-- Start The records --
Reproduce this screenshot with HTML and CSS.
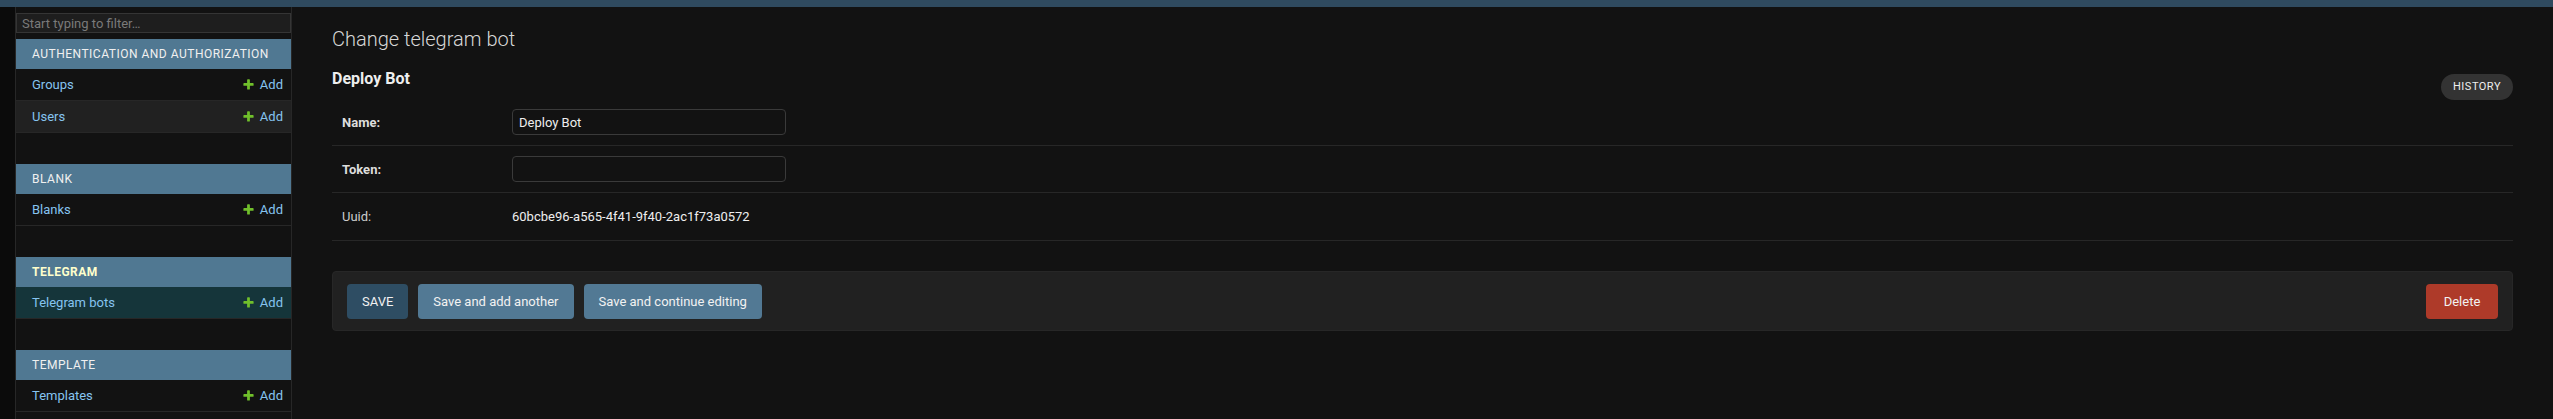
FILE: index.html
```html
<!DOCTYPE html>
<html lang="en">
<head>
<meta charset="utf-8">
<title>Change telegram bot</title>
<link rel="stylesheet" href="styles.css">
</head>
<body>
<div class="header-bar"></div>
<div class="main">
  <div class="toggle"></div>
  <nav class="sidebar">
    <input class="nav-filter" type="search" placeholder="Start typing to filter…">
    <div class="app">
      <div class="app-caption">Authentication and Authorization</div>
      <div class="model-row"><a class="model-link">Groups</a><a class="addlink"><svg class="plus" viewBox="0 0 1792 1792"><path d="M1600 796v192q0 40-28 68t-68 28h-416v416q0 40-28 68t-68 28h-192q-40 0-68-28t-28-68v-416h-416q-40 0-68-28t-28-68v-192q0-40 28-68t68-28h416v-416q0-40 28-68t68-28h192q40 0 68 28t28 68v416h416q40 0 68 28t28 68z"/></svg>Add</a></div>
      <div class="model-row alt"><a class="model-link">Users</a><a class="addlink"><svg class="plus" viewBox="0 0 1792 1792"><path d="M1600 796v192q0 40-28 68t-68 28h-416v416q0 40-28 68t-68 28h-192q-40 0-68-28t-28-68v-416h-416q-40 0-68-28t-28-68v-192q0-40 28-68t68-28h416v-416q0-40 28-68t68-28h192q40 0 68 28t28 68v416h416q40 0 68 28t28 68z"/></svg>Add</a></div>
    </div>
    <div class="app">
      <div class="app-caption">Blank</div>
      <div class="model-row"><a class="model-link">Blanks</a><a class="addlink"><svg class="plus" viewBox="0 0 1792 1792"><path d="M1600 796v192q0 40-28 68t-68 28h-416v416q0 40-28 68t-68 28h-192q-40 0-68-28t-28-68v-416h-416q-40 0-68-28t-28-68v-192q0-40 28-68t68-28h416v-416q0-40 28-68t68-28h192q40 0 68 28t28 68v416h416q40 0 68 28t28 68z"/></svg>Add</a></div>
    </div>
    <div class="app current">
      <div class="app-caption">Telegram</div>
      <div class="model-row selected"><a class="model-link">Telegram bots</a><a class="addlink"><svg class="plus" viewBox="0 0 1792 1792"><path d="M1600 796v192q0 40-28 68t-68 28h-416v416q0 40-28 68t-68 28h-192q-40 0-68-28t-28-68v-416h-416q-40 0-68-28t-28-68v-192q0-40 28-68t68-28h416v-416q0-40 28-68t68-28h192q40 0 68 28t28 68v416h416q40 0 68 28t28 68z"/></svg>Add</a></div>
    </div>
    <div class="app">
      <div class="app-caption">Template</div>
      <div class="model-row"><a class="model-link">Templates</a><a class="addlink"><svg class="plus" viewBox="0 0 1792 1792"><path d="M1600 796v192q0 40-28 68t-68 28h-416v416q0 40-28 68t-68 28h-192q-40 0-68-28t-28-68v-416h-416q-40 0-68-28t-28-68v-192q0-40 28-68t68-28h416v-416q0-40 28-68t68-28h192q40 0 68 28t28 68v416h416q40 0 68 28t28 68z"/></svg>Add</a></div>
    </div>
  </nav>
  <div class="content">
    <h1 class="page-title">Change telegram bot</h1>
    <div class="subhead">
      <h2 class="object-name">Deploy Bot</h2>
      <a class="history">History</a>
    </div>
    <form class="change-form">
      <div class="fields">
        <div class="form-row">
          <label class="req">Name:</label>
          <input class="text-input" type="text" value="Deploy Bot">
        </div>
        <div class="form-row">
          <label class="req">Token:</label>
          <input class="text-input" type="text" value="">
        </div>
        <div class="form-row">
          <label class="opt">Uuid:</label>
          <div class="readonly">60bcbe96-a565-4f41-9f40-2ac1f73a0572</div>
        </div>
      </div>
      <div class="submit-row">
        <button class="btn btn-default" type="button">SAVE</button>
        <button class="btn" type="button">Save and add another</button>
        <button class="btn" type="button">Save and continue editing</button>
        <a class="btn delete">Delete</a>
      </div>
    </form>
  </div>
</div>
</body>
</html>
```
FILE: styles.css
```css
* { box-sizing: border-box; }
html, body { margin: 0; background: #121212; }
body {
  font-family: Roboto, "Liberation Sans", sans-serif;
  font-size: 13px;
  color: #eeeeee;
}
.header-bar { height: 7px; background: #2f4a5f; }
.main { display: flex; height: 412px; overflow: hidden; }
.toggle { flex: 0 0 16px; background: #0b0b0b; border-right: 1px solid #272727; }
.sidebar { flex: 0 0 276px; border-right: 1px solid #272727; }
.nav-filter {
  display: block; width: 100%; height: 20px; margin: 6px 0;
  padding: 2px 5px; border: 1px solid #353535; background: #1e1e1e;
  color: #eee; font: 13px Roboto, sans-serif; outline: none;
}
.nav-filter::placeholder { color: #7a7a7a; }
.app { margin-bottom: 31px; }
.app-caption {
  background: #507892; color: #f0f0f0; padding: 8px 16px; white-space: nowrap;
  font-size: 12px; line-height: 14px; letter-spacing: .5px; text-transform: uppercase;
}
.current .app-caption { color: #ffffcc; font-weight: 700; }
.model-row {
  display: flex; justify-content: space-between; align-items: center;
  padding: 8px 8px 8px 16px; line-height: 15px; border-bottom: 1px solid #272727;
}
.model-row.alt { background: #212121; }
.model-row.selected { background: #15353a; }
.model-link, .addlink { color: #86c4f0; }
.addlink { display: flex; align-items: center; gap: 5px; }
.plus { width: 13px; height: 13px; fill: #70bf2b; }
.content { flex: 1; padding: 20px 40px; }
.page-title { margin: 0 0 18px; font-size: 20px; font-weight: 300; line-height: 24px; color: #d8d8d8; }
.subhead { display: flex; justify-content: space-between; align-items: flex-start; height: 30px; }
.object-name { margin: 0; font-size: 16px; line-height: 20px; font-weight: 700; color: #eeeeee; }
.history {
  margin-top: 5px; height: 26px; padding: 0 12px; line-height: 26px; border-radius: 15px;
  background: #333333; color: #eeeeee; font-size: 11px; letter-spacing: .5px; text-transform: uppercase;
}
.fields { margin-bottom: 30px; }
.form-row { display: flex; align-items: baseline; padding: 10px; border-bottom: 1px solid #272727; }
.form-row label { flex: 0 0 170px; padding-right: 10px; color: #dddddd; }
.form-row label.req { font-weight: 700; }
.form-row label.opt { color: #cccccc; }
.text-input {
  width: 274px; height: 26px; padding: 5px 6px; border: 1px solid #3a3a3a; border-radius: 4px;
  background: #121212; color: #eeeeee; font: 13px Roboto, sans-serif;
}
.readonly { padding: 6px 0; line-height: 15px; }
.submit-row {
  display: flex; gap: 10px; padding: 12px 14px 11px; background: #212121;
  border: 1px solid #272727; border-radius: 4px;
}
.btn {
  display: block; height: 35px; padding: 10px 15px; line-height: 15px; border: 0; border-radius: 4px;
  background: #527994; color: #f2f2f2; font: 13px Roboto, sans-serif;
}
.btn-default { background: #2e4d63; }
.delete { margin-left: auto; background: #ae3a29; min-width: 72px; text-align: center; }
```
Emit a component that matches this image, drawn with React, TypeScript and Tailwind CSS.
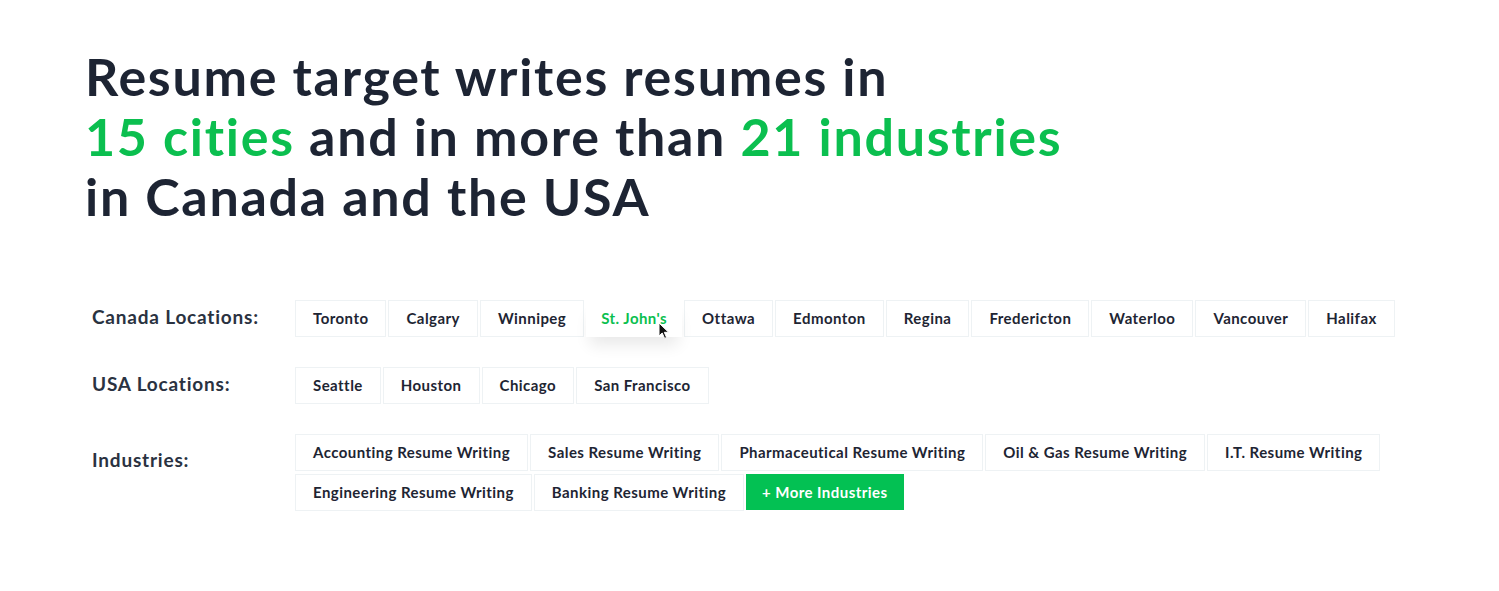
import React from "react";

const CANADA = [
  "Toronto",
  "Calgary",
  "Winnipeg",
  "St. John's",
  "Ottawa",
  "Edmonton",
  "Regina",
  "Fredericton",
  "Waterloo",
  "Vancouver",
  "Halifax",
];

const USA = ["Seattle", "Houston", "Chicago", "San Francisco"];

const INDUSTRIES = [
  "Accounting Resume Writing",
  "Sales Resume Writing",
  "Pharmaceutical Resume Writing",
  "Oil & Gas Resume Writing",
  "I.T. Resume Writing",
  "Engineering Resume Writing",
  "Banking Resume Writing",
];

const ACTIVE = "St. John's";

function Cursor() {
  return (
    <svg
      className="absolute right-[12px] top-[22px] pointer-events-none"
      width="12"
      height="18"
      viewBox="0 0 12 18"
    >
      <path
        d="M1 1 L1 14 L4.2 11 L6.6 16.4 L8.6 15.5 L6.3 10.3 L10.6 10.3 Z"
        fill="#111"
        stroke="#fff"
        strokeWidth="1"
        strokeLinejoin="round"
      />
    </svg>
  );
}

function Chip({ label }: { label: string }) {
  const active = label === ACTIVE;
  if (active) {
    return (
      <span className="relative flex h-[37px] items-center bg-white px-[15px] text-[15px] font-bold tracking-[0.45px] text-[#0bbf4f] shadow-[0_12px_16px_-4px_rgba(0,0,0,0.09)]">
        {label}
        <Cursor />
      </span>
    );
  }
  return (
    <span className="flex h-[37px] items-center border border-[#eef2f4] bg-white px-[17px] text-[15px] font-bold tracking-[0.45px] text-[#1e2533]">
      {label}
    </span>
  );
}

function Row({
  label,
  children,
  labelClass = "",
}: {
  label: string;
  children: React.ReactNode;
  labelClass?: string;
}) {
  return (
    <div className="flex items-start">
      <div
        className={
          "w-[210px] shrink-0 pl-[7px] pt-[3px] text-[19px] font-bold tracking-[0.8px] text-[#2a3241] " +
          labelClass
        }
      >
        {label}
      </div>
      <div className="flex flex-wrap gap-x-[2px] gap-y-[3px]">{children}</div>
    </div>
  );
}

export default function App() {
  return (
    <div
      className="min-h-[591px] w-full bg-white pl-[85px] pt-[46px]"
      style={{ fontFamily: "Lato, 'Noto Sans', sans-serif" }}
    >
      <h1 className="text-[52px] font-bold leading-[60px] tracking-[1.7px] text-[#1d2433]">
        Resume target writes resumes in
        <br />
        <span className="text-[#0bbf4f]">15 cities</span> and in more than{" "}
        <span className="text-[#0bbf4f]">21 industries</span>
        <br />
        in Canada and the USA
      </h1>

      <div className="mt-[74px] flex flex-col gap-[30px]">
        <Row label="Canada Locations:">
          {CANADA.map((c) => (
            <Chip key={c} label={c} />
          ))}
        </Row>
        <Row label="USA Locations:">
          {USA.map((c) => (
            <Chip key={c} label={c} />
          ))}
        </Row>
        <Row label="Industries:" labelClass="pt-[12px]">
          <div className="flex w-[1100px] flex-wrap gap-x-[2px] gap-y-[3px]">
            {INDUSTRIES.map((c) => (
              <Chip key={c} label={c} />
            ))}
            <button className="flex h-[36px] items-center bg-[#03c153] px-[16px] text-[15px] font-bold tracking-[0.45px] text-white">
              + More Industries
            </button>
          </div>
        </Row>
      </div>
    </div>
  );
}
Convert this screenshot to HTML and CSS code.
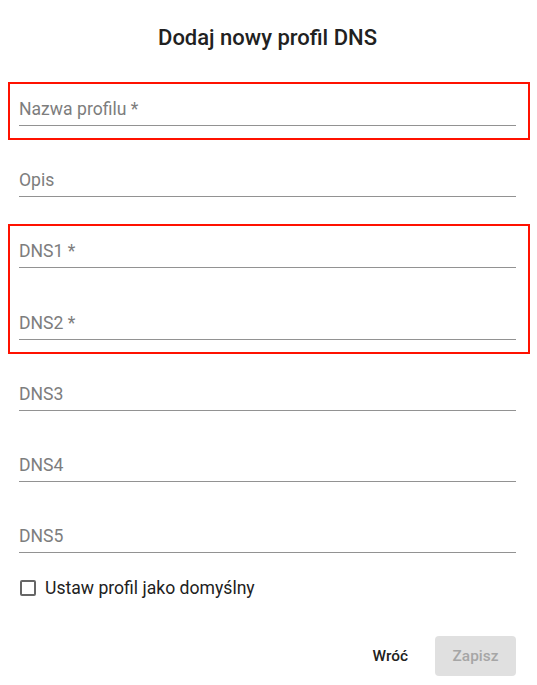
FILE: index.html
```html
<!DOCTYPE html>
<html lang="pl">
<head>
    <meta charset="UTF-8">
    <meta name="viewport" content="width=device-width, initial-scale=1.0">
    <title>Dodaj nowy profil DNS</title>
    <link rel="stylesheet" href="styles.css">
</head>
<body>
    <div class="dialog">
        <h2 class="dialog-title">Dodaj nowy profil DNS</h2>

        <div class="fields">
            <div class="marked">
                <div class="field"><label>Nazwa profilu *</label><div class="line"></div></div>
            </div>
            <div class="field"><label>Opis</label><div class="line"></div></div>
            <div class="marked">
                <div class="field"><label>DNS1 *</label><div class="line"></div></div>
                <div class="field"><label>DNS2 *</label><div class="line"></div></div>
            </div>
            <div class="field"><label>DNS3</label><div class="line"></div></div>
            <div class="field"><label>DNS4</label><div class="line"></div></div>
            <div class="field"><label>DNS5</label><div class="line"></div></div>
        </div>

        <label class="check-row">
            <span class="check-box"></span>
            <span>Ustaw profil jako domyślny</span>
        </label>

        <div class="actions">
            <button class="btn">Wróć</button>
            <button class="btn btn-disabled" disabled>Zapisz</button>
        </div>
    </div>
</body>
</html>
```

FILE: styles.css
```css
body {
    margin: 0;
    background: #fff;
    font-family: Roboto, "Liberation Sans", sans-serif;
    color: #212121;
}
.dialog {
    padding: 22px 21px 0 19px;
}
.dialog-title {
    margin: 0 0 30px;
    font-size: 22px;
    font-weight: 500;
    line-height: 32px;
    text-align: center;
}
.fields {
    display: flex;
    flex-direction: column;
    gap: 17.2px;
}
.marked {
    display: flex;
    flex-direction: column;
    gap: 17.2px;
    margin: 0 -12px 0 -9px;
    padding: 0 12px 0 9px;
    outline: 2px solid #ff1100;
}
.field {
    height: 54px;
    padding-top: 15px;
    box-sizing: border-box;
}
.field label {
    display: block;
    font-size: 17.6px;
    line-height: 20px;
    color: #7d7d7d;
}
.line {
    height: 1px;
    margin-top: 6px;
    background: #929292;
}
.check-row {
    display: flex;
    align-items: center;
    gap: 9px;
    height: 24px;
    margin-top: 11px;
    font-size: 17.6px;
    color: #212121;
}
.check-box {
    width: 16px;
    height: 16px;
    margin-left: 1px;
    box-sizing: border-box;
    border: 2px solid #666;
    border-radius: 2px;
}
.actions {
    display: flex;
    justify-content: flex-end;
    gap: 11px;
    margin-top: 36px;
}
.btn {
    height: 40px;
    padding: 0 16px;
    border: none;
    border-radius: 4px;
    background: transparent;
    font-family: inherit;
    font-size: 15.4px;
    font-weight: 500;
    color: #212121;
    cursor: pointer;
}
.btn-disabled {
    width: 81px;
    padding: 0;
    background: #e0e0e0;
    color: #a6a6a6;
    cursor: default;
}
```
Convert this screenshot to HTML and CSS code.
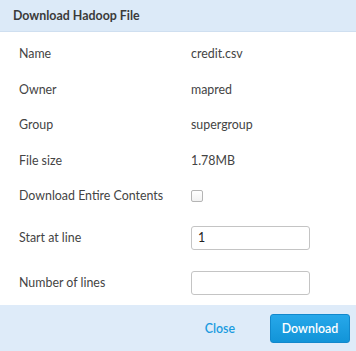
-- End The records --
#### Exercise prompt:
Scan the material above and determine how many lines include the word "this"; report only the number.

#### Written answer:
4